Embracing the conundrum of the moon and setting himself the target of horology’s most precise moonphase solution – ever, the Sauterelle à lune perpetuelle put Andreas into the Guinness World Record book, not once but twice as he dislodged himself with the Sauterelle à lune perpetuelle ‘2M’ which would require adjustment of just one day every two million years!
Ever observant, Strehler had noticed how the moon, in reality, passed slowly across the night sky and not quite how horology had most commonly translated it, moving through only one position daily. Zooming in on and animating this endless transit throughout the day, and throughout the complete lunar cycle, the Lune Exacte took the record-setting moonphase off into a whole new tangent, and complemented with pared back dial revealing a truly absorbing array of micro mechanics, and the fabulous paw-like bridge arrangement.

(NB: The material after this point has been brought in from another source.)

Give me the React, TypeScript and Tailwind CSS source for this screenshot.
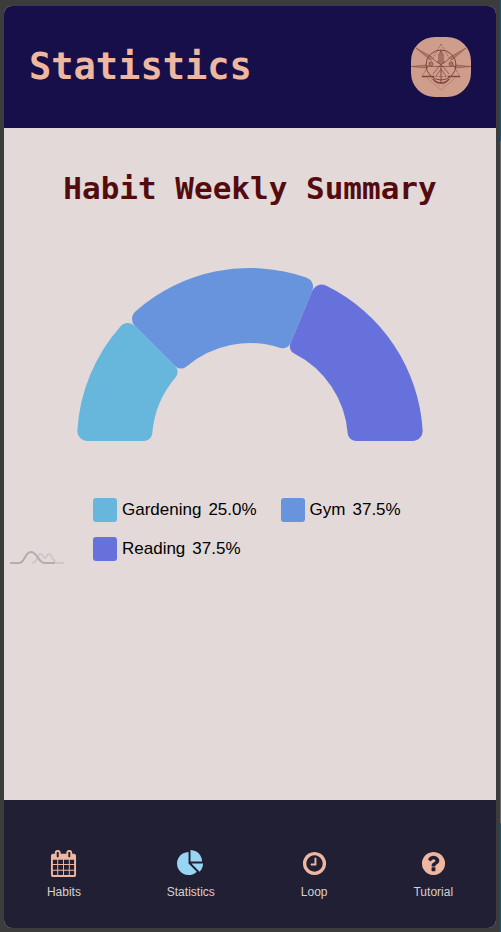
import React from "react";

const CX = 173;
const CY = 173;
const OUTER = 173;
const INNER = 98;
const OUTER_CORNER = 10;
const INNER_CORNER = 8;

function point(radius: number, angle: number) {
  return `${(CX + radius * Math.cos(angle)).toFixed(2)} ${(CY - radius * Math.sin(angle)).toFixed(2)}`;
}

// Ring segment from one angle to a smaller one (degrees), with rounded corners.
function segment(fromDeg: number, toDeg: number) {
  const a = (fromDeg * Math.PI) / 180;
  const b = (toDeg * Math.PI) / 180;
  const outerTurn = Math.asin(OUTER_CORNER / (OUTER - OUTER_CORNER));
  const innerTurn = Math.asin(INNER_CORNER / (INNER + INNER_CORNER));
  const outerEdge = Math.sqrt((OUTER - OUTER_CORNER) ** 2 - OUTER_CORNER ** 2);
  const innerEdge = Math.sqrt((INNER + INNER_CORNER) ** 2 - INNER_CORNER ** 2);
  const oc = `A ${OUTER_CORNER} ${OUTER_CORNER} 0 0 1`;
  const ic = `A ${INNER_CORNER} ${INNER_CORNER} 0 0 1`;
  return [
    `M ${point(outerEdge, a)}`,
    `${oc} ${point(OUTER, a - outerTurn)}`,
    `A ${OUTER} ${OUTER} 0 0 1 ${point(OUTER, b + outerTurn)}`,
    `${oc} ${point(outerEdge, b)}`,
    `L ${point(innerEdge, b)}`,
    `${ic} ${point(INNER, b + innerTurn)}`,
    `A ${INNER} ${INNER} 0 0 0 ${point(INNER, a - innerTurn)}`,
    `${ic} ${point(innerEdge, a)}`,
    "Z",
  ].join(" ");
}

const habits = [
  { name: "Gardening", share: "25.0%", color: "#67b7dc", from: 180, to: 135 },
  { name: "Gym", share: "37.5%", color: "#6794dc", from: 135, to: 67.5 },
  { name: "Reading", share: "37.5%", color: "#6771dc", from: 67.5, to: 0 },
];

const disc =
  "m384 192q0 209-103 385.5t-279.5 279.5-385.5 103-385.5-103-279.5-279.5-103-385.5 103-385.5 279.5-279.5 385.5-103 385.5 103 279.5 279.5 103 385.5z";

const tabs = [
  {
    label: "Habits",
    active: false,
    path: "M192 1664h288v-288h-288v288zm352 0h320v-288h-320v288zm-352-352h288v-320h-288v320zm352 0h320v-320h-320v320zm-352-384h288v-288h-288v288zm736 736h320v-288h-320v288zm-384-736h320v-288h-320v288zm768 736h288v-288h-288v288zm-384-352h320v-320h-320v320zm-352-864v-288q0-13-9.5-22.5t-22.5-9.5h-64q-13 0-22.5 9.5t-9.5 22.5v288q0 13 9.5 22.5t22.5 9.5h64q13 0 22.5-9.5t9.5-22.5zm736 864h288v-320h-288v320zm-384-384h320v-288h-320v288zm384 0h288v-288h-288v288zm32-480v-288q0-13-9.5-22.5t-22.5-9.5h-64q-13 0-22.5 9.5t-9.5 22.5v288q0 13 9.5 22.5t22.5 9.5h64q13 0 22.5-9.5t9.5-22.5zm384-64v1280q0 52-38 90t-90 38h-1408q-52 0-90-38t-38-90v-1280q0-52 38-90t90-38h128v-96q0-66 47-113t113-47h64q66 0 113 47t47 113v96h384v-96q0-66 47-113t113-47h64q66 0 113 47t47 113v96h128q52 0 90 38t38 90z",
  },
  {
    label: "Statistics",
    active: true,
    path: "M768 890l546 546q-106 108-247.5 168t-298.5 60q-209 0-385.5-103t-279.5-279.5-103-385.5 103-385.5 279.5-279.5 385.5-103v762zm187 6h773q0 157-60 298.5t-168 247.5zm709-128h-768v-768q209 0 385.5 103t279.5 279.5 103 385.5z",
  },
  {
    label: "Loop",
    active: false,
    path: "M1024 544v448q0 14-9 23t-23 9h-320q-14 0-23-9t-9-23v-64q0-14 9-23t23-9h224v-352q0-14 9-23t23-9h64q14 0 23 9t9 23zm416 352q0-148-73-273t-198-198-273-73-273 73-198 198-73 273 73 273 198 198 273 73 273-73 198-198 73-273zm224 0q0 209-103 385.5t-279.5 279.5-385.5 103-385.5-103-279.5-279.5-103-385.5 103-385.5 279.5-279.5 385.5-103 385.5 103 279.5 279.5 103 385.5z",
  },
  {
    label: "Tutorial",
    active: false,
    path:
      "M1024 1376v-192q0-14-9-23t-23-9h-192q-14 0-23 9t-9 23v192q0 14 9 23t23 9h192q14 0 23-9t9-23zm256-672q0-88-55.5-163t-138.5-116-170-41q-243 0-371 213-15 24 8 42l132 100q7 6 19 6 16 0 25-12 53-68 86-92 34-24 86-24 48 0 85.5 26t37.5 59q0 38-20 61t-68 45q-63 28-115.5 86.5t-52.5 125.5v36q0 14 9 23t23 9h192q14 0 23-9t9-23q0-19 21.5-49.5t54.5-49.5q32-18 49-28.5t46-35 44.5-48 28-60.5 12.5-81z" +
      disc,
  },
];

function Emblem() {
  return (
    <svg viewBox="0 0 60 60" className="size-[60px]" fill="none" stroke="#7f4640" strokeWidth="0.7" aria-hidden="true">
      <circle cx="30" cy="28" r="15" strokeWidth="1" />
      <path d="M30 7 11 39.500H49Z" strokeWidth="0.6" strokeDasharray="2 1" />
      <path d="M5 11 21 20 19 23ZM55 11 39 20 41 23ZM0 29.500 16 28V31ZM60 29.500 44 28V31Z" fill="#7f4640" fillOpacity="0.4" strokeWidth="0.5" />
      <path d="M21 21 27 26M39 21 33 26M16 29.500H44" strokeWidth="0.7" />
      <path d="M30 13V47" strokeWidth="1" />
      <path d="M28 17V27M32 17V27" strokeWidth="1" />
      <path d="M28 17 30 14 32 17M26 24 30 28 34 24M22 37 30 27 38 37M25 39 30 32 35 39" />
      <circle cx="20" cy="27" r="2" fill="#7f4640" fillOpacity="0.4" />
      <circle cx="40" cy="27" r="2" fill="#7f4640" fillOpacity="0.4" />
      <path d="M22 42Q25 46 30 46T38 42" strokeWidth="1.300" />
      <path d="M11 39.500H23M37 39.500H49" strokeWidth="1.300" />
      <path d="M16 41 30 53 44 41M20 41 29 49M40 41 31 49" strokeWidth="0.6" opacity="0.5" />
    </svg>
  );
}

export default function App() {
  return (
    <div className="flex min-h-screen bg-[#3c3c3c] font-['Liberation_Sans',Arial,sans-serif]">
      <div className="flex flex-1 flex-col px-1 pt-1.5 pb-1">
        <div className="flex flex-1 flex-col overflow-hidden rounded-lg bg-[#e2d9d8]">
          <header className="flex items-center justify-between bg-[#170f49] px-[25px] py-[31px]">
            <h1 className="font-['DejaVu_Sans_Mono',monospace] text-[37px] leading-[60px] font-bold text-[#efb7a0]">Statistics</h1>
            <button type="button" aria-label="Profile" className="overflow-hidden rounded-3xl bg-[#cf9d8b]">
              <Emblem />
            </button>
          </header>

          <main className="flex-1">
            <h2 className="pt-10 text-center font-['DejaVu_Sans_Mono',monospace] text-[31px] leading-10 font-bold whitespace-nowrap text-[#550b0e]">
              Habit Weekly Summary
            </h2>
            <section className="relative flex flex-col items-center pt-[60px]">
              <svg viewBox="0 0 346 174" className="w-[346px]" role="img" aria-label="Habit share by week">
                {habits.map((habit) => (
                  <path key={habit.name} d={segment(habit.from, habit.to)} fill={habit.color} />
                ))}
              </svg>
              <ul className="mt-14 flex w-[314px] flex-wrap gap-x-6 gap-y-[15px] text-[17px] leading-6 text-black">
                {habits.map((habit) => (
                  <li key={habit.name} className="flex items-center gap-[5px]">
                    <span className="size-6 rounded-[3px]" style={{ backgroundColor: habit.color }} />
                    <span>{habit.name}</span>
                    <span className="ml-0.5">{habit.share}</span>
                  </li>
                ))}
              </ul>
              <svg viewBox="0 0 54 14" className="absolute -bottom-[3px] left-1.5 w-[54px]" fill="none" strokeWidth="2" aria-hidden="true">
                <path d="M22 13C28 13 27 4 30.500 4S33 8 35 8 36 4 39 4 43 13 48 13H54" stroke="#d0c7c8" />
                <path d="M0 13H9C15 13 14.500 2 21 2S28 13 35 13H45" stroke="#b5acad" />
              </svg>
            </section>
          </main>

          <nav className="flex h-32 items-center justify-around bg-[#211f33] pt-[21px]">
            {tabs.map((tab) => (
              <a key={tab.label} href="#" aria-current={tab.active ? "page" : undefined} className="flex flex-col items-center gap-[7px]">
                <svg viewBox="0 0 1792 1792" className={tab.active ? "size-[27px] text-[#98d5f3]" : "size-[27px] text-[#efb7a0]"} fill="currentColor" aria-hidden="true">
                  <path d={tab.path} />
                </svg>
                <span className="text-xs text-[#d9d0cf]">{tab.label}</span>
              </a>
            ))}
          </nav>
        </div>
      </div>
      <div className="flex w-px flex-col" aria-hidden="true">
        <div className="h-[141px] bg-[#1d5670]" />
        <div className="flex-1 bg-[#6b6b6b]" />
        <div className="h-[109px] bg-[#1d5670]" />
      </div>
    </div>
  );
}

Strehler’s Time Shadow takes a step in a more contemporary direction and brings together the hours, highlighted above an orange spot, on a toothed sapphire gear wheel as used on the Papillon, with minutes off centre, set against a matte black dial with orange detail is a digital regulator with a streak of flamboyancy.
A young brand still but well into its stride, each new model is now eagerly anticipated by connoisseurs, critics and indeed by his group of watchmaking peers.

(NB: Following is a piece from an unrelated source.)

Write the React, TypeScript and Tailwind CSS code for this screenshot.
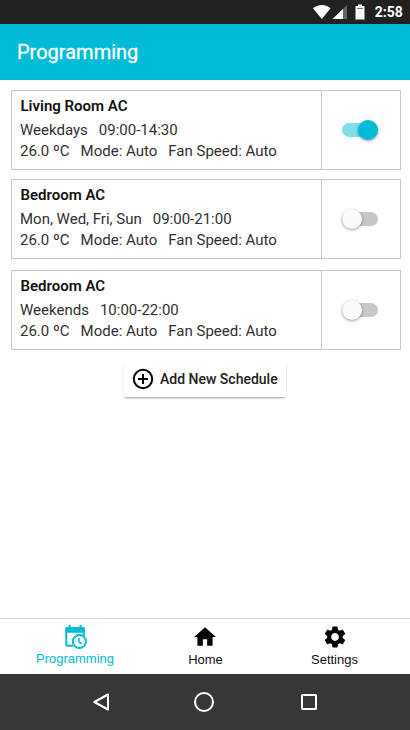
import { MdHome, MdSettings } from "react-icons/md";

type Schedule = {
  name: string;
  days: string;
  hours: string;
  enabled: boolean;
  spacing: string;
};

const schedules: Schedule[] = [
  { name: "Living Room AC", days: "Weekdays", hours: "09:00-14:30", enabled: true, spacing: "mt-[10px]" },
  { name: "Bedroom AC", days: "Mon, Wed, Fri, Sun", hours: "09:00-21:00", enabled: false, spacing: "mt-[9px]" },
  { name: "Bedroom AC", days: "Weekends", hours: "10:00-22:00", enabled: false, spacing: "mt-[11px]" },
];

function StatusBar() {
  return (
    <div className="flex h-6 items-center bg-[#212121] pl-[313px] text-white">
      <svg width="92" height="24" viewBox="0 0 92 24" className="shrink-0">
        <path d="M0 8.200C2.300 6.300 5.200 5 8.800 5s6.500 1.300 8.800 3.200L8.800 19z" fill="#fff" />
        <path d="M34 5V19H19.500z" fill="#fff" fillOpacity=".3" />
        <path d="M30 9V19H19.500z" fill="#fff" />
        <path d="M45 4.500h4v1.500h2.500v13.600h-9V6H45z" fill="#fff" />
        <path d="M44 8h6v1h-6z" fill="#777" />
        <text x="61.800" y="17" fill="#fff" fontSize="14" fontWeight="700" fontFamily="Roboto, sans-serif">2:58</text>
      </svg>
    </div>
  );
}

function Toggle({ on }: { on: boolean }) {
  return (
    <span
      className={`flex h-[14px] w-9 items-center rounded-full ${on ? "justify-end bg-[#80deea]" : "justify-start bg-[#c7c7c7]"}`}
    >
      <span
        className={`size-5 shrink-0 rounded-full shadow-[0_1px_3px_rgba(0,0,0,0.4)] ${on ? "bg-[#00bcd7]" : "bg-[#fafafa]"}`}
      />
    </span>
  );
}

function ScheduleCard({ schedule }: { schedule: Schedule }) {
  return (
    <section className={`ml-[11px] flex h-20 w-[390px] border border-[#c8c8c8] ${schedule.spacing}`}>
      <div className="w-[310px] border-r border-[#c8c8c8] pl-2 pt-[5px] text-[15px] text-[#303030]">
        <h2 className="pl-[0.5px] text-[15px] leading-5 font-semibold text-[#111]">{schedule.name}</h2>
        <p className="mt-1 flex h-5 gap-[11px] leading-5 whitespace-nowrap">
          <span>{schedule.days}</span>
          <span>{schedule.hours}</span>
        </p>
        <p className="mt-px flex h-5 gap-[11px] leading-5 whitespace-nowrap">
          <span>26.0 ºC</span>
          <span>Mode: Auto</span>
          <span>Fan Speed: Auto</span>
        </p>
      </div>
      <div className="flex flex-1 items-center justify-center pr-[2px]">
        <Toggle on={schedule.enabled} />
      </div>
    </section>
  );
}

function AddButton() {
  return (
    <button className="mx-auto mt-[11px] flex h-9 w-[162px] items-center rounded-[2px] bg-white pl-2 text-sm font-medium whitespace-nowrap text-[#212121] shadow-[0_2px_2px_-1px_rgba(0,0,0,0.3),0_1px_2px_rgba(0,0,0,0.12)]">
      <svg width="22" height="22" viewBox="0 0 22 22" fill="none" stroke="#000" strokeWidth="2" className="mr-[6px] shrink-0">
        <circle cx="11" cy="11" r="9.200" />
        <path d="M11 6v10M6 11h10" />
      </svg>
      Add New Schedule
    </button>
  );
}

function CalendarClock() {
  return (
    <svg width="26" height="26" viewBox="-1 0 26 26" fill="none" stroke="#00bcd4" className="ml-[2px]">
      <path d="M9 21.700H3.300A1 1 0 0 1 2.300 20.700V5M19.800 5V12" strokeWidth="2" />
      <path d="M1.300 4.200Q1.300 3 2.500 3H19.600Q20.800 3 20.800 4.200V8.700H1.300z" fill="#00bcd4" stroke="none" />
      <path d="M5.700 1v3M16.600 1v3" strokeWidth="2" />
      <circle cx="15.400" cy="17.500" r="6.500" strokeWidth="2" fill="#fff" />
      <path d="M15 14V18L18 19.800" strokeWidth="1.500" />
    </svg>
  );
}

function BottomTabs() {
  return (
    <nav className="flex h-14 border-t border-[#e0e0e0] bg-white px-[10px] font-['Liberation_Sans',Arial,sans-serif] text-[13px] text-[#111]">
      <div className="flex w-[130px] flex-col items-center pt-[5px] text-[#00bcd4]">
        <CalendarClock />
        <span className="mt-px leading-4">Programming</span>
      </div>
      <div className="flex w-[130px] flex-col items-center pt-[5px]">
        <MdHome size={26} color="#000" />
        <span className="mt-[2px] pl-px leading-4">Home</span>
      </div>
      <div className="flex w-[130px] flex-col items-center pt-[5px]">
        <MdSettings size={26} color="#000" />
        <span className="mt-[2px] pr-px leading-4">Settings</span>
      </div>
    </nav>
  );
}

function SystemBar() {
  return (
    <div className="h-14 bg-[#373737]">
      <svg width="410" height="56" viewBox="0 0 410 56" fill="none" stroke="#fff" strokeWidth="2">
        <path d="M108 20.500V35.500L94.300 28z" strokeLinejoin="round" />
        <circle cx="204" cy="28" r="9" />
        <rect x="302" y="21" width="14" height="14" rx=".5" />
      </svg>
    </div>
  );
}

export default function App() {
  return (
    <div className="flex h-[730px] w-[410px] flex-col overflow-hidden bg-white font-[Roboto,sans-serif]">
      <StatusBar />
      <header className="flex h-14 items-center bg-[#00bcd7] pl-[17px] text-xl text-white">
        <h1 className="[-webkit-text-stroke:0.3px_white]">Programming</h1>
      </header>
      <main className="flex-1">
        {schedules.map((schedule, index) => (
          <ScheduleCard key={index} schedule={schedule} />
        ))}
        <AddButton />
      </main>
      <BottomTabs />
      <SystemBar />
    </div>
  );
}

Andreas Strehler has achieved what few have been able to do; through his absolute commitment to his world of micro-engineering, an obsession with perfection and his unstoppable quest to innovate, he has quietly edged his way up the ranks of the world’s finest watchmakers to join the very elite of his profession and the cherished Gaïa award for his contribution to creative independent watchmaking.
For a number of years we have worked in a close mutual collaboration with Andreas, and we are delighted to have his unique perspective and systematic approach to movements and complications design as part of our team.